初めて3人がそろって食事をしたのが約30年後の全国ツアーでのことですから驚きです。
3人の中で、僕は永遠に年下の後輩でありますから「はいはい」と従っていればいいという気楽な立場なのかなと思いますが、もちろん歌う順番が来たら「俺が一番」みたいな負けん気は持っています。そういう点では永遠のライバルなのかな、と思います。
新・御三家の出現には(御三家の)3人ともさほど不安は感じていなかったと思いますが、郷ひろみさんはアイドル、野口五郎さんはミュージシャンと考えた時、亡くなった西城秀樹さんには、僕には忘れられない思い出があります。
ラジオの公開録音で地方に行った時のことです。ステージで歌っていた秀樹さんが間奏でいきなり上着を脱ぎ、客席に飛び降りたのです。僕は「おー、やるな!!」と思いました。

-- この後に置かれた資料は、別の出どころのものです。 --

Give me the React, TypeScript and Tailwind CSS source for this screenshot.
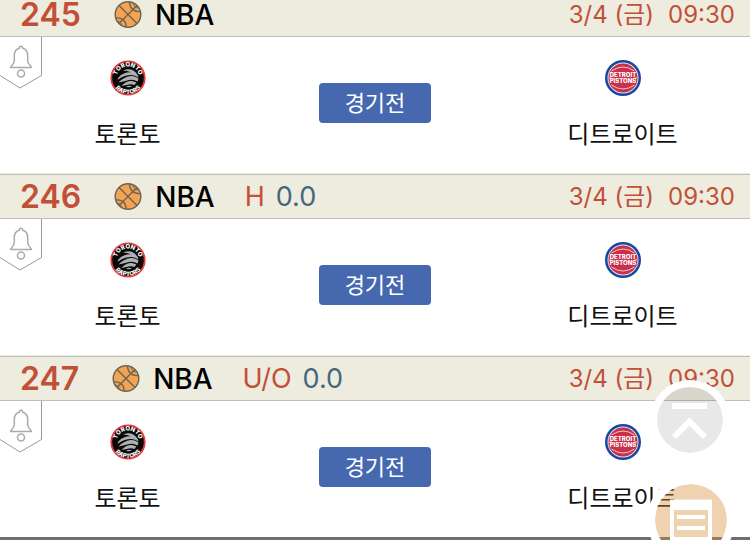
import React from "react";

type Market = { label: string; value: string };
type Game = { id: number; league: string; market?: Market; date: string; time: string; home: string; away: string; status: string };

const games: Game[] = [
  { id: 245, league: "NBA", date: "3/4 (금)", time: "09:30", home: "토론토", away: "디트로이트", status: "경기전" },
  { id: 246, league: "NBA", market: { label: "H", value: "0.0" }, date: "3/4 (금)", time: "09:30", home: "토론토", away: "디트로이트", status: "경기전" },
  { id: 247, league: "NBA", market: { label: "U/O", value: "0.0" }, date: "3/4 (금)", time: "09:30", home: "토론토", away: "디트로이트", status: "경기전" },
];

function Basketball() {
  return (
    <svg className="size-7 shrink-0" viewBox="0 0 28 28" fill="none" stroke="#6b6456" strokeWidth="1.4" aria-hidden="true">
      <circle cx="14" cy="13.500" r="12.800" fill="#f3a452" />
      <path d="M5 4.500l18 18M23 4.500L5 22.500" />
      <path d="M15.500 1C15.500 7 20 11.500 26.500 10.500M1.500 17C7.500 16 12.500 20 12 26" />
      <path d="M19.500 2.500q0 4 5 4.500M2.500 20q4 0 5 4.500" strokeWidth="1" />
    </svg>
  );
}

function RaptorsLogo() {
  return (
    <svg className="size-9" viewBox="0 0 36 36" role="img" aria-label="Toronto Raptors">
      <defs>
        <path id="raptors-top" d="M6.500 18a11.500 11.500 0 0 1 23 0" />
        <path id="raptors-bottom" d="M2 18a16 16 0 0 0 32 0" />
      </defs>
      <circle cx="18" cy="18" r="16.700" fill="#080808" stroke="#e8383c" strokeWidth="1.800" />
      <g fill="#aeb0b2">
        <path d="M13 10.500q7-2.500 11 .5 4 3 4.500 6.500-3.500-3-8.500-2.500-7 .5-12.500 5 .5-4 6.500-6.500 3-1.500 7-1.200-4-1.800-8-1.800z" />
        <path d="M8.500 22.500q5-5.500 12-6.500 5-.5 8 2.500-.5 2-1 3-4-2.500-8.500-1.500t-10.500 2.500z" />
        <path d="M11.500 26q4-4.500 8.500-5 3.500-.5 6.300 1.500-1 1.500-2 2.500-2.500-1-5.500-.5t-7.300 1.500z" />
        <path d="M16 27q2.500-1.800 6-.8-2 1.300-6 .8z" />
      </g>
      <g fill="#fff" className="font-['Inter',sans-serif] text-[6px] font-extrabold">
        <text textAnchor="middle"><textPath href="#raptors-top" startOffset="50%">TORONTO</textPath></text>
        <text textAnchor="middle"><textPath href="#raptors-bottom" startOffset="50%">RAPTORS</textPath></text>
      </g>
    </svg>
  );
}

function PistonsLogo() {
  return (
    <svg className="size-9" viewBox="0 0 36 36" role="img" aria-label="Detroit Pistons">
      <circle cx="18" cy="18" r="18" fill="#1747a5" />
      <circle cx="18" cy="18" r="15.500" fill="#e5e3ea" />
      <circle cx="18" cy="18" r="14.600" fill="#c9304a" />
      <path d="M6.500 11Q18 3 29.500 11M6.500 25Q18 33 29.500 25M3.500 18h3M29.500 18h3" stroke="#f2c8d0" strokeWidth="1" fill="none" />
      <g fill="#fff" textAnchor="middle" className="font-['Inter',sans-serif] text-[6px] font-extrabold">
        <text x="18" y="17">DETROIT</text>
        <text x="18" y="23">PISTONS</text>
      </g>
    </svg>
  );
}

function AlarmTag() {
  return (
    <button type="button" aria-label="알림" className="absolute top-0 left-0">
      <svg width="43" height="53" viewBox="0 0 43 53" fill="none">
        <path d="M41.500 0v38.500L20 51 0 38.500" stroke="#999" strokeWidth="1" />
        <g stroke="#aaa" strokeWidth="1.500">
          <path d="M10.500 30.500c0-2 3.800-2.500 3.800-7v-5c0-4 2.500-6.500 5-7.200 0-2.600 3.400-2.600 3.400 0 2.500.7 5 3.200 5 7.200v5c0 4.500 3.800 5 3.800 7z" strokeLinejoin="round" />
          <circle cx="21" cy="36.500" r="3.500" />
        </g>
      </svg>
    </button>
  );
}

function Team({ name, children }: { name: string; children: React.ReactNode }) {
  return (
    <div className="flex flex-col items-center gap-[23px] pt-[23px]">
      {children}
      <span className="text-2xl leading-8 text-[#111]">{name}</span>
    </div>
  );
}

function GameRow({ game }: { game: Game }) {
  return (
    <article>
      <header className="flex h-[45px] items-center border-y border-[#bdbebd] bg-[#eeecdf] pr-[15px] pl-5">
        <span className="text-[32px] leading-8 font-semibold text-[#c25036]">{game.id}</span>
        <div className="ml-[33px] flex items-center gap-[13px]">
          <Basketball />
          <span className="text-[28px] leading-8 font-medium text-black">{game.league}</span>
        </div>
        {game.market && (
          <div className="ml-[30px] flex gap-[11px] text-[27px] leading-8">
            <span className="text-[#c25036]">{game.market.label}</span>
            <span className="text-[#44677c]">{game.market.value}</span>
          </div>
        )}
        <div className="ml-auto flex gap-3.5 text-2xl leading-8 text-[#c25036]">
          <span>{game.date}</span>
          <time>{game.time}</time>
        </div>
      </header>
      <div className="relative grid h-[137px] grid-cols-[34%_32%_34%] border-b border-[#eeecdf] bg-white">
        <AlarmTag />
        <Team name={game.home}><RaptorsLogo /></Team>
        <div className="flex items-start justify-center pt-[46px]">
          <button type="button" className="h-10 w-28 rounded-sm bg-[#4668af] text-[22px] leading-10 text-white">{game.status}</button>
        </div>
        <Team name={game.away}><PistonsLogo /></Team>
      </div>
    </article>
  );
}

export default function App() {
  return (
    <div className="relative h-screen overflow-hidden bg-white font-['Inter','Noto_Sans_CJK_KR',sans-serif]">
      <main className="-mt-2">
        {games.map((game) => <GameRow key={game.id} game={game} />)}
      </main>
      <div className="absolute inset-x-0 bottom-0 h-[3px] bg-[#6e6e6e]" />
      <button type="button" aria-label="맨 위로" className="absolute right-5 bottom-20 size-20 rounded-full border-[7px] border-white bg-black/9 bg-clip-padding">
        <svg className="size-full" viewBox="0 0 66 66" fill="none" stroke="#fff">
          <path d="M15 19h35" strokeWidth="6" />
          <path d="M17 50l15.500-15.500L48 50" strokeWidth="6" />
        </svg>
      </button>
      <button type="button" aria-label="경기 목록" className="absolute right-[15px] -bottom-6 size-[88px] rounded-full border-8 border-white bg-[#d79139]/40 bg-clip-padding">
        <svg className="size-full" viewBox="0 0 72 72" fill="#fff">
          <path fillRule="evenodd" d="M15 15.500h42V58H15zM19 26v27h34V26z" />
          <path d="M22 31h28v4H22zM22 42h28v4H22z" />
        </svg>
      </button>
    </div>
  );
}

でも、歌い終わって袖に戻って来た秀樹に対し、横合いからマネジャーらしき人物が現れ、「何やってんだよ!! 上着を脱いだらくるくる回して客席投げて、それから飛び降りるんだよ!! 次ちゃんとやれよ!」と怒られていました。
このパフォーマンスは実は僕が「真夏のあらし」でやっていたアクション(裸にはならなかったけど……)とほぼ同じ。僕は全部自分で考えてやっていたけど、彼には振付師がいて、演出してくれる人がいる。僕はとてもショックでしたよ。
そのあとの僕の曲が「情熱」、秀樹の新曲が「情熱の嵐」……。「ああ時代が変わるんだな」と思った瞬間でした。
あとは「グループサウンズ」というもっと大きな波が押し寄せてきたので、(御三家の)みんなはのみ込まれていきました。でも、同時に、僕の中にも「芝居」という新しい世界が芽生えていて、迷いもなく身を投げて行くことができました。
「御三家」のみんなも今やそれぞれ55周年を迎えましたが、元気に頑張っています。自分もまだまだ頑張っていきたいですね。